Check the differentiability of the following function $$f(x)=(x+1)|x^2-1|$$ at points $x=1$ and $x=-1$.

My approach

I have written the function in the following form:

$$f(x)=\begin{cases} x^3-x+x^2-1 & \text{ if } x\leq-1,x\geq1 \\ x-x^3+1-x^2 & \text{ if } -1<x<1 \end{cases}$$

Now, taking derivative:

$$f'(x)=\begin{cases} 3x^2-1+2x & \text{ if } x\leq-1,x\geq1 \\ 1-3x^2-2x & \text{ if } -1<x<1 \end{cases}$$

Clearly, the above derivative is continuous at $x=-1$ and discontinuous at $x=1$, hence function will be differentiable at $x=-1$ and $x=1$.

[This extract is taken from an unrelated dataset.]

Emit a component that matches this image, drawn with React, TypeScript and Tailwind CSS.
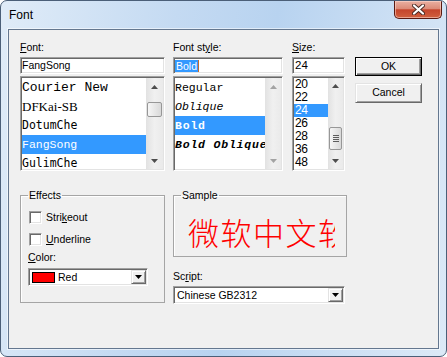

Did I do everything correctly? I am not sure about this and answer has not been provided in the answer manual.

Answer 1

Yes you are correct. You can also see it on the graph

Answer 2

The function ist not differentiable at $x=1$:

$\lim_{x\to 1+}\frac{f(x)-f(1)}{x-1}=4$

and

$\lim_{x\to 1-}\frac{f(x)-f(1)}{x-1}=-4$.

Answer 3

Not differentiable at $x= 1:$

$f(x)=(x+1)|(x+1)(x-1)| = (x+1)^2 |x-1|$

for $x>0.$

Consider : $\dfrac{f(x)-f(1)}{x-1} =$

$\dfrac{(x+1)^2|x-1| }{x-1}.$

$\lim_{x \rightarrow 1^-} \dfrac{(x+1)^2(1-x)}{x-1}=-4.$ $\lim_{x \rightarrow 1^+} \dfrac{(x+1)^2(x-1)}{x-1}= 4.$

Not differentiable at $x=1.$

Answer 4

This is not correct. From the equality$$f(x)=\begin{cases} x^3-x+x^2-1 & \text{ if } x\leqslant-1,x\geqslant1 \\ x-x^3+1-x^2 & \text{ if } -1<x<1 , \end{cases}$$all you can deduce automatically is that$$f'(x)=\begin{cases} 3x^2-1+2x & \text{ if } x<-1,x>1 \\ 1-3x^2-2x & \text{ if } -1<x<1 \end{cases}$$(the inequalities became strict). Since $\lim_{x\to-1^\pm}f'(x)=0$, you can deduce that $f'(-1)=0$. On the other hand, from the fact that $\lim_{x\to1^+}f'(x)\neq\lim_{x\to1^-}f'(x)$ (and both limits exist), you can deduce that $f'(1)$ does not exist.

Another way of proving that it is differentiable at $-1$ is:\begin{align}\lim_{x\to-1}\frac{f(x)-f(-1)}{x+1}&=\lim_{x\to-1}\frac{(x+1)|x^2-1|}{x+1}\\&=\lim_{x\to-1}|x^2-1|\\&=0.\end{align}